I don't know what time she went to the hospital, just that it was Friday. I don't know if she had any "drugs" but I suspect she did. My father would have been waiting in the waiting room at Hillcrest Hospital in Waco, Texas. The sun rose at 7:16am. It was 45 degrees with a very light wind. The sun was shining when at 8:40am my mother brought me into the world. Thanks mom! I'm sure the nurse walked out and said to my dad "you have a beautiful 8 pound, 18 1/2" blue eyed baby girl!" I'm sure he smiled really big and couldn't wait to hold me. I suspect my grandmother was there too! For as long as I can remember my mother use to bake me a white cake with chocolate icing for my birthday. I wish she were doing that today and that they were both here to wish me happy birthday.

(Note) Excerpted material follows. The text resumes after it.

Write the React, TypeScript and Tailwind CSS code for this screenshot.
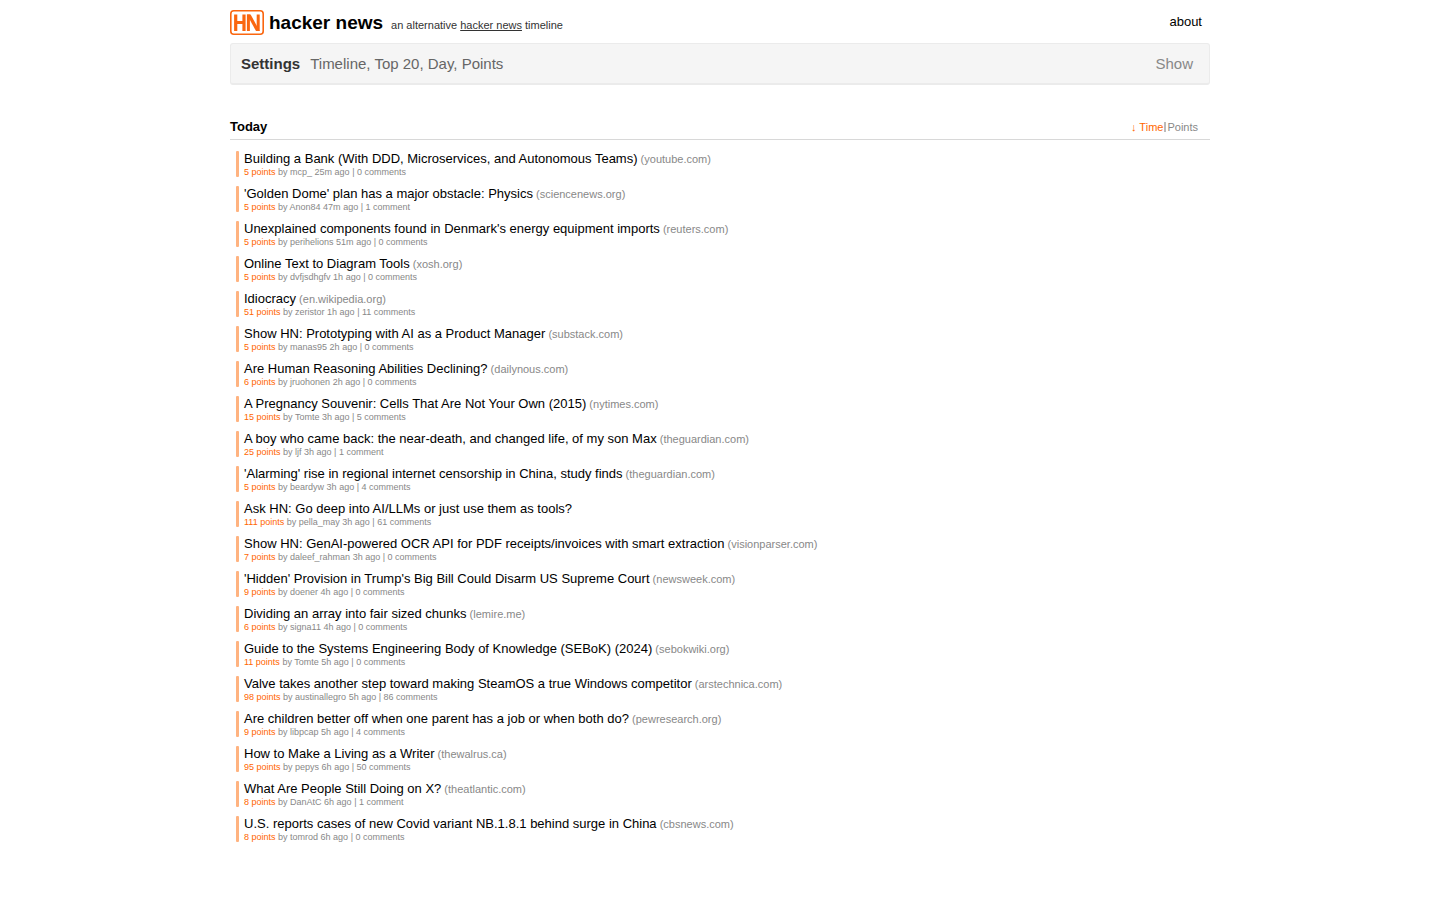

I suspect that me turning 60, at the moment of my birth, never crossed their minds. But here I am. Seems like only yesterday it was my 50th birthday, as the days just seem to fly by. I wonder if I thought that 20 years ago, that time flew by. Truthfully, I can't remember. And that's only one of a zillion things I can't remember.
But as a fellow birthday girl wrote on FB yesterday, Christy Brinkley says "that 60 is the new 40". Well good...that's just the news I needed. I also know your only as old as you feel and truthfully, I don't know how it feels to be 60, but if I was guessing, I don't feel 60.
So as another friend recently told me...you have another 30-40 years to live...that's what I'll plan to do. I'll plan to live it one day at a time, to the fullest that I can. I'll do things I've never done before and things I've always done that I love to do. I'll try to take the high road, the road less traveled. I'll try to follow my road to destiny, loving my family, my friends, my life, my horses, my pup and living and loving God. I'll try to follow the path God has for me, listening to where he leads, no matter where that is, as surely only He knows. I trust it will be a good road full of blessings and love and good health.
Each day I wake up I thank God, as truly each day is a gift. Another day to be alive on the earth and see what God has planned for me. I trust Him to take me through each day, no matter how fast it flies by. I know he's got it all figured out.
So thanks again to my mom and dad, who blessed me also with my sister and ultimately blessed me with my own daughter and my grandson. It all started with them, and for me it will end with them, in heaven where we will all celebrate again someday.
2 Corinthians 4:16-18
16 Therefore we do not lose heart. Though outwardly we are wasting away, yet inwardlywe are being renewed day by day. 17 For our light and momentary troubles are achieving for us an eternal glory that far outweighs them all. 18 So we fix our eyes not on what is seen, but on what is unseen, since what is seen is temporary, but what is unseen is eternal.
Encourage One Another, continuing the journey on fresh paths.
Blessings and love to you, oxox, happy trails!